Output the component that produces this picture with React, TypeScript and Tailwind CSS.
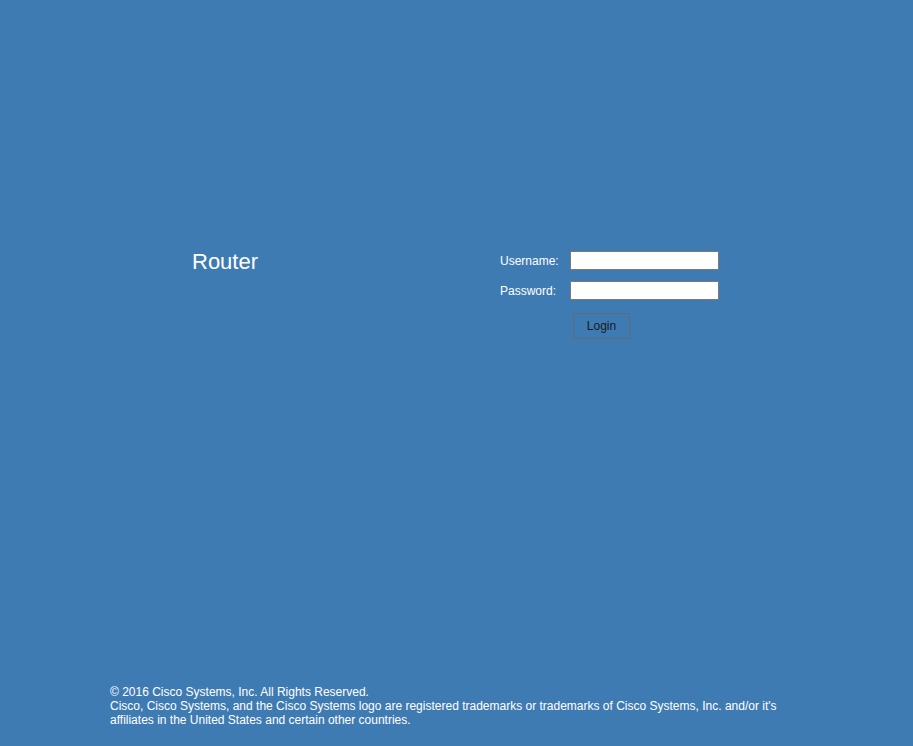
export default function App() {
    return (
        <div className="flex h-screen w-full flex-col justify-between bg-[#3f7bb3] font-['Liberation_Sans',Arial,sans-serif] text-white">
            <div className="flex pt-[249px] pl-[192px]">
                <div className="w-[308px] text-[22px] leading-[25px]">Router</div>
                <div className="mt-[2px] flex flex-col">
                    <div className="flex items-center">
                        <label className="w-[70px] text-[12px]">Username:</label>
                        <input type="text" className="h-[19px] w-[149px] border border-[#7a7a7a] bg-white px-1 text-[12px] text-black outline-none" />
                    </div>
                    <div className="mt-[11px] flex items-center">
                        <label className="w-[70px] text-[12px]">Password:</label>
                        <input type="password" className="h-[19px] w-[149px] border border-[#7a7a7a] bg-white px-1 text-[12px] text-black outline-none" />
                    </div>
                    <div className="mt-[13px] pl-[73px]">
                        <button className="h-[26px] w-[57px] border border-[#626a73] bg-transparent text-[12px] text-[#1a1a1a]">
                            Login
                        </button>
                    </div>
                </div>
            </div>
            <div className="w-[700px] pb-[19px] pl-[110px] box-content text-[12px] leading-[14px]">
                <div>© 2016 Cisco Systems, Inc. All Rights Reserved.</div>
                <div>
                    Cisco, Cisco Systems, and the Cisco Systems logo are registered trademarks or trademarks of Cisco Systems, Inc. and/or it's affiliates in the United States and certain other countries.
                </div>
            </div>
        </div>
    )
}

## GIVEN INSTRUCTION
Except for the pictures, copy the material above exactly.

## ANSWER TO THE PROBLEM
Output the component that produces this picture with React, TypeScript and Tailwind CSS.
export default function App() {
    return (
        <div className="flex h-screen w-full flex-col justify-between bg-[#3f7bb3] font-['Liberation_Sans',Arial,sans-serif] text-white">
            <div className="flex pt-[249px] pl-[192px]">
                <div className="w-[308px] text-[22px] leading-[25px]">Router</div>
                <div className="mt-[2px] flex flex-col">
                    <div className="flex items-center">
                        <label className="w-[70px] text-[12px]">Username:</label>
                        <input type="text" className="h-[19px] w-[149px] border border-[#7a7a7a] bg-white px-1 text-[12px] text-black outline-none" />
                    </div>
                    <div className="mt-[11px] flex items-center">
                        <label className="w-[70px] text-[12px]">Password:</label>
                        <input type="password" className="h-[19px] w-[149px] border border-[#7a7a7a] bg-white px-1 text-[12px] text-black outline-none" />
                    </div>
                    <div className="mt-[13px] pl-[73px]">
                        <button className="h-[26px] w-[57px] border border-[#626a73] bg-transparent text-[12px] text-[#1a1a1a]">
                            Login
                        </button>
                    </div>
                </div>
            </div>
            <div className="w-[700px] pb-[19px] pl-[110px] box-content text-[12px] leading-[14px]">
                <div>© 2016 Cisco Systems, Inc. All Rights Reserved.</div>
                <div>
                    Cisco, Cisco Systems, and the Cisco Systems logo are registered trademarks or trademarks of Cisco Systems, Inc. and/or it's affiliates in the United States and certain other countries.
                </div>
            </div>
        </div>
    )
}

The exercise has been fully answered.